RECORDS TO PROCESS:
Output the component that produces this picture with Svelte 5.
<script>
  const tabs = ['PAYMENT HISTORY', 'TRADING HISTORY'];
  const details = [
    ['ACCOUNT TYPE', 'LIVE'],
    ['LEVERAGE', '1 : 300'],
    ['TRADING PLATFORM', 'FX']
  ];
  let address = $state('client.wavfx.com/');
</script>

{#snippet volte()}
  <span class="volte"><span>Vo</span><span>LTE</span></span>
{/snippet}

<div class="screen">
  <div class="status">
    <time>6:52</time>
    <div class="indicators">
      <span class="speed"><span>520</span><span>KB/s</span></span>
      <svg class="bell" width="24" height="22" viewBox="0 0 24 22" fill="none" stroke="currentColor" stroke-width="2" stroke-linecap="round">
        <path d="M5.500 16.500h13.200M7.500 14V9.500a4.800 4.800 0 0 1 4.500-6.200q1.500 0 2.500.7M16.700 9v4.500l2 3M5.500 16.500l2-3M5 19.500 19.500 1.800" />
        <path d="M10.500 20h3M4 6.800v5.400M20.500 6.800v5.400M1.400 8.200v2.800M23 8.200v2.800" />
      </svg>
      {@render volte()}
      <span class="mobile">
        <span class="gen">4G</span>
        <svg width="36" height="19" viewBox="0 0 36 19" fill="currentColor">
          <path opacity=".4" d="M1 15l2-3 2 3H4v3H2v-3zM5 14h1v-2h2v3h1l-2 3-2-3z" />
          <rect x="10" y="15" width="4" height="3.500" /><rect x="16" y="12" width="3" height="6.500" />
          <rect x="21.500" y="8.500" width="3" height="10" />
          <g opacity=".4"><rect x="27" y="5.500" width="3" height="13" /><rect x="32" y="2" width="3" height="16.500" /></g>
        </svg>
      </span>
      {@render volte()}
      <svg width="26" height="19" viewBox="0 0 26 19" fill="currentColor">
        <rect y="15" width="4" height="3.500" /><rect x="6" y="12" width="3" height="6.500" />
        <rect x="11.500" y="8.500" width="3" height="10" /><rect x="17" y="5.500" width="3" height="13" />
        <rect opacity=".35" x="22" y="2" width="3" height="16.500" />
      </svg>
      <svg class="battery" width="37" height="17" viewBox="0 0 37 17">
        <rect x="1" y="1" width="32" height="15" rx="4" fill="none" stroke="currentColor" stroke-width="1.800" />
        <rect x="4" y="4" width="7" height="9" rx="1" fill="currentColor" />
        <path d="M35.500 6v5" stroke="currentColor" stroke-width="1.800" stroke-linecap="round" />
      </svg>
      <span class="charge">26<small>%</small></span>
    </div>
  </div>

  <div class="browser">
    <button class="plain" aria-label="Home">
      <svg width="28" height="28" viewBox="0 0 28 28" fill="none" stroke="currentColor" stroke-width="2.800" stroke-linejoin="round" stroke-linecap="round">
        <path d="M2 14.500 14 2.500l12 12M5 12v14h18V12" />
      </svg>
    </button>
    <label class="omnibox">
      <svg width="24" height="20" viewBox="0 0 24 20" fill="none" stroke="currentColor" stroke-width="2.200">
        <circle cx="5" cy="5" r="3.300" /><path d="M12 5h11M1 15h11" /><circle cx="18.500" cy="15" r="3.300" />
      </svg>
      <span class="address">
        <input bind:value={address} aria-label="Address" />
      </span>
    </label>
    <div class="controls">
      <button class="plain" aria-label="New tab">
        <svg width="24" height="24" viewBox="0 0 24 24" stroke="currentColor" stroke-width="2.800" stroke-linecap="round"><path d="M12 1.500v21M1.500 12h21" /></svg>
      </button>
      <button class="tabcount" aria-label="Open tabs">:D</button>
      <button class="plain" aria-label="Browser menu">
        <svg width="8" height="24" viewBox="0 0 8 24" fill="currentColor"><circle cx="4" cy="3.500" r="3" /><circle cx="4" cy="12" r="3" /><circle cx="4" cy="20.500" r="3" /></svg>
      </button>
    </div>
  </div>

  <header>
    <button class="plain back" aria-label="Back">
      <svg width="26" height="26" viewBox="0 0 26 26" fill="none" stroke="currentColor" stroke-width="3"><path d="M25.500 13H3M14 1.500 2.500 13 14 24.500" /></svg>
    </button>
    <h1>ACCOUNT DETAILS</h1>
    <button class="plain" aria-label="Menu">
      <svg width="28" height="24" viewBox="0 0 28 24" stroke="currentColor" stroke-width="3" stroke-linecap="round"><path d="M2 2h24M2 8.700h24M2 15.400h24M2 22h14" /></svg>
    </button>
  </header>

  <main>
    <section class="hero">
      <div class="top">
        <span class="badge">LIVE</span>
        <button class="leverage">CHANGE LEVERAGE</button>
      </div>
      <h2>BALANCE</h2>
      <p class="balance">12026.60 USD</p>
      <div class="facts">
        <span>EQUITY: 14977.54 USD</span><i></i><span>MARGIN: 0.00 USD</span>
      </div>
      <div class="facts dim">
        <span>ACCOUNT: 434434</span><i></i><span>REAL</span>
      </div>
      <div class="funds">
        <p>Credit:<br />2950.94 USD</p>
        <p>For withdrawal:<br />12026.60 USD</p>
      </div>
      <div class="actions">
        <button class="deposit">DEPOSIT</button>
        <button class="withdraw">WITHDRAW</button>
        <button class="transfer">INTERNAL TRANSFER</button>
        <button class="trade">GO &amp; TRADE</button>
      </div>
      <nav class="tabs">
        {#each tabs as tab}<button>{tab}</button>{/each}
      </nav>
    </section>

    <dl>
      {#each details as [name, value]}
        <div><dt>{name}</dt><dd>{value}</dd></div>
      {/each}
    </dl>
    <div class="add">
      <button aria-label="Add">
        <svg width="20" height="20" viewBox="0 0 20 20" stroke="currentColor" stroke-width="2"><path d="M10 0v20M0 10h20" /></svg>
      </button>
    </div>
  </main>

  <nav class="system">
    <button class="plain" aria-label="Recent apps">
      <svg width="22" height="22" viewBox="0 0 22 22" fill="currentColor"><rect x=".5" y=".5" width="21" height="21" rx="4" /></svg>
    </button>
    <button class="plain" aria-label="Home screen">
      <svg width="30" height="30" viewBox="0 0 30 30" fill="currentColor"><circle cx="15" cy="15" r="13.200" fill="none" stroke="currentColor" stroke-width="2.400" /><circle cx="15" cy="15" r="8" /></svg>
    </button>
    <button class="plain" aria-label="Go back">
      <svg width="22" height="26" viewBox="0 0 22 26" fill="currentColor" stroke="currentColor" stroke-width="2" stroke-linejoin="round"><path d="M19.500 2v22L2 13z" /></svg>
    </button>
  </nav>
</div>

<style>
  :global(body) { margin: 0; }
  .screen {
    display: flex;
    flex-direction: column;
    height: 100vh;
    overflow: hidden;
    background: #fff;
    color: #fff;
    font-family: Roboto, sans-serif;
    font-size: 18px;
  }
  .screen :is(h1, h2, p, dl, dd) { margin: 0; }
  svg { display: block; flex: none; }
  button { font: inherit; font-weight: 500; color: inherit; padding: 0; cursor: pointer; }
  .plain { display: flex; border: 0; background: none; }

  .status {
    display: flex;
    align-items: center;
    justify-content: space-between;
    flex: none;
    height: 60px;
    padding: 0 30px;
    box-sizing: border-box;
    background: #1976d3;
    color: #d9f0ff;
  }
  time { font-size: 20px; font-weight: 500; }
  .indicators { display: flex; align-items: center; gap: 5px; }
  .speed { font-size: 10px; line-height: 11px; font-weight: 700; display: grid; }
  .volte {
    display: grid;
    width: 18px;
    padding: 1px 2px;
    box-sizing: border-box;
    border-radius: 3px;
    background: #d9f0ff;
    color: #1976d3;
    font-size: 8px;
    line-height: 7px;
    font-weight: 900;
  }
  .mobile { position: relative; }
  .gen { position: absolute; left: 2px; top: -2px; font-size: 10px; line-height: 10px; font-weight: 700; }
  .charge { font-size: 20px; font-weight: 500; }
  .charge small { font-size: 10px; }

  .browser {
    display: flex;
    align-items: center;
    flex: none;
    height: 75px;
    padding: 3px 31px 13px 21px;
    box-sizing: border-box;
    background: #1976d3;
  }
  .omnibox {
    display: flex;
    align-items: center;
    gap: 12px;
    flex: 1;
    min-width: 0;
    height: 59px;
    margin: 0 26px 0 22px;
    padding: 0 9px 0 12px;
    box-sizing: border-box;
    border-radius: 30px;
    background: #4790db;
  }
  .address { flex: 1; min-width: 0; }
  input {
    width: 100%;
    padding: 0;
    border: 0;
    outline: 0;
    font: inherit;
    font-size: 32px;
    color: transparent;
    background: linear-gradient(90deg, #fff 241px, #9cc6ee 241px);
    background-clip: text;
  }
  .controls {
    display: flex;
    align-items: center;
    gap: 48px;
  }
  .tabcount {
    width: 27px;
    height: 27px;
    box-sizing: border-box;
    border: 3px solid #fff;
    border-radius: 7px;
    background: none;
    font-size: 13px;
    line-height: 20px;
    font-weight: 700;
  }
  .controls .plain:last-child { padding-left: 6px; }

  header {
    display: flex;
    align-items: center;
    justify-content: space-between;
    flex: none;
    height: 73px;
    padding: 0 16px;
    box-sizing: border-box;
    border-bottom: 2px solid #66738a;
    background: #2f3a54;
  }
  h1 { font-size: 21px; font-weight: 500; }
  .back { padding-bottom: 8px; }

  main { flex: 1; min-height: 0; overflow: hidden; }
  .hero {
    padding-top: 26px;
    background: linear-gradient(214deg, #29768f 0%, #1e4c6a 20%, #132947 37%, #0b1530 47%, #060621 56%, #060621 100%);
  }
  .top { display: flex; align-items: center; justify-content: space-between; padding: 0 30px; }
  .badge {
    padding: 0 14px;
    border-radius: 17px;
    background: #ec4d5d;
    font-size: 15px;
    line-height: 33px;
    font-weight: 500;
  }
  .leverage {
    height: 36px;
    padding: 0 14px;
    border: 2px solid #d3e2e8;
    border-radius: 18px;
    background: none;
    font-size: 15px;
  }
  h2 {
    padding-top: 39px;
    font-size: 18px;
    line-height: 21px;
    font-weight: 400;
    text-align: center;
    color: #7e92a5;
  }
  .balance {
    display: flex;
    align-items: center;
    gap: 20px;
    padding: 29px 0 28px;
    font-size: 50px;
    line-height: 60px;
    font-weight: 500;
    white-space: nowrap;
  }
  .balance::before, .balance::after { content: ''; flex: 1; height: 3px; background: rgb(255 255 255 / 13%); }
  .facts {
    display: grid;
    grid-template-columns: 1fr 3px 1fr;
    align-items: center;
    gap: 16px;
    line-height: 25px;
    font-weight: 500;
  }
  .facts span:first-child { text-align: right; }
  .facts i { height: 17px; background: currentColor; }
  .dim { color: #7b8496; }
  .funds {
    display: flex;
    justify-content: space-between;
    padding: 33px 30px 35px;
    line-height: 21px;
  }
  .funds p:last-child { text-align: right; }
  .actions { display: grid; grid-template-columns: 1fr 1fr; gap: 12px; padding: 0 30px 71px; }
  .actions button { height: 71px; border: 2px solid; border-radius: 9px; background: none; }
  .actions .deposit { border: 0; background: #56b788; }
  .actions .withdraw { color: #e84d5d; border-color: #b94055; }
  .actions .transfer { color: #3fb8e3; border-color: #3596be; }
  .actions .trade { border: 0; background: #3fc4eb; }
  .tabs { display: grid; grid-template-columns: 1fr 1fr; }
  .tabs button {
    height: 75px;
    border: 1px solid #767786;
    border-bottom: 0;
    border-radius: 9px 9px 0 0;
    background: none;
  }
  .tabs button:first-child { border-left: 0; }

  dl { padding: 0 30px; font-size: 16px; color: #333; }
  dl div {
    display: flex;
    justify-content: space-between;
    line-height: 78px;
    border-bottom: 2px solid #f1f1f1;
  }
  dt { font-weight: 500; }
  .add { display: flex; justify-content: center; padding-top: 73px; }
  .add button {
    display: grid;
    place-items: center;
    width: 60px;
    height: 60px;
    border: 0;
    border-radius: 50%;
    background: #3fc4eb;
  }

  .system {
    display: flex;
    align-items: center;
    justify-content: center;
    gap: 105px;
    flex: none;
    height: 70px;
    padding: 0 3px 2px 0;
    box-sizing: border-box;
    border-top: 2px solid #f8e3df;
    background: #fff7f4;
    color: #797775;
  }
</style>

* * *

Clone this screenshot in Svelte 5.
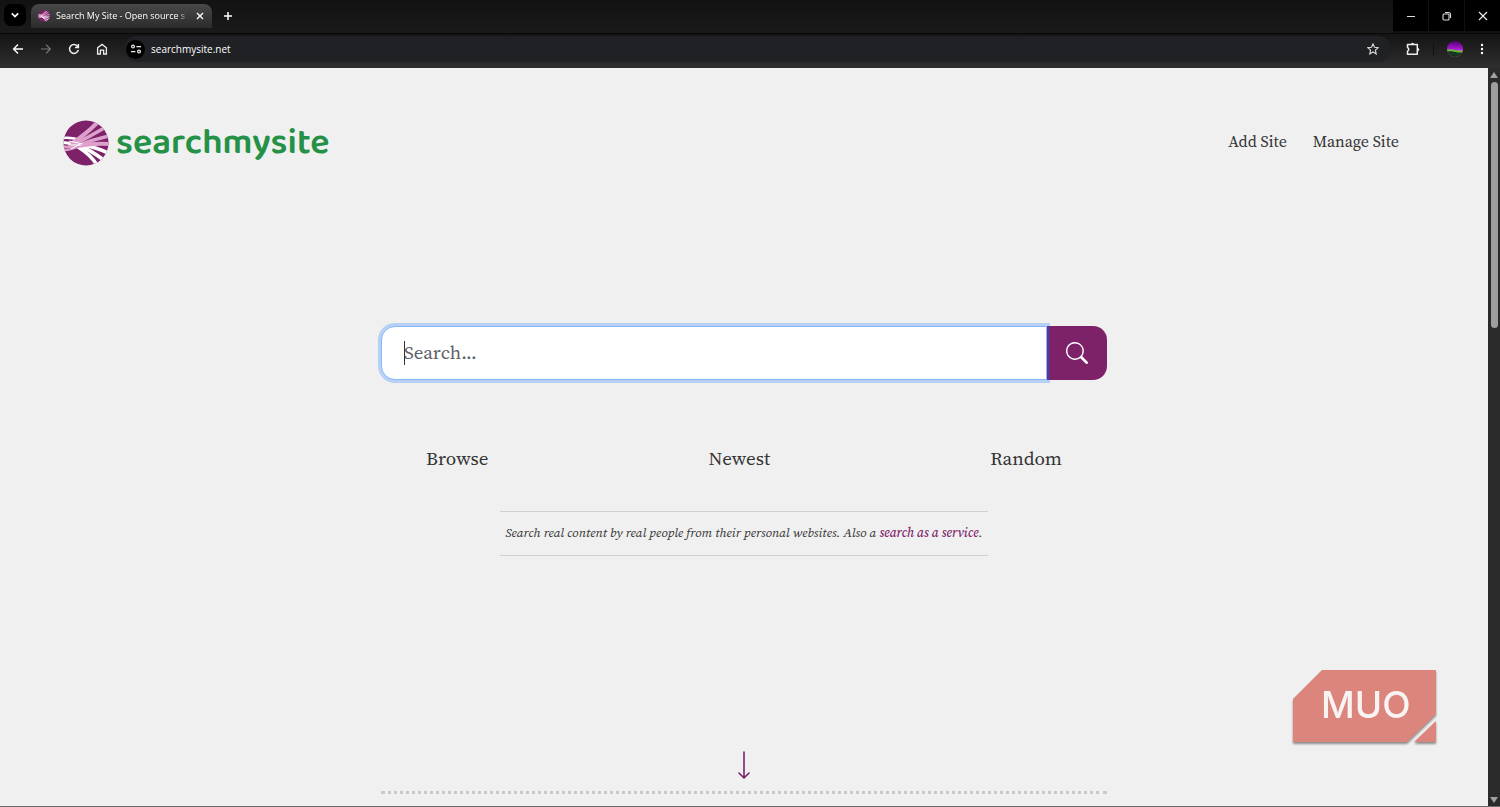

WHAT IS NEEDED:
Go through the material above and count the lines that contain "this"; answer with the number alone.

RESPONSE:
2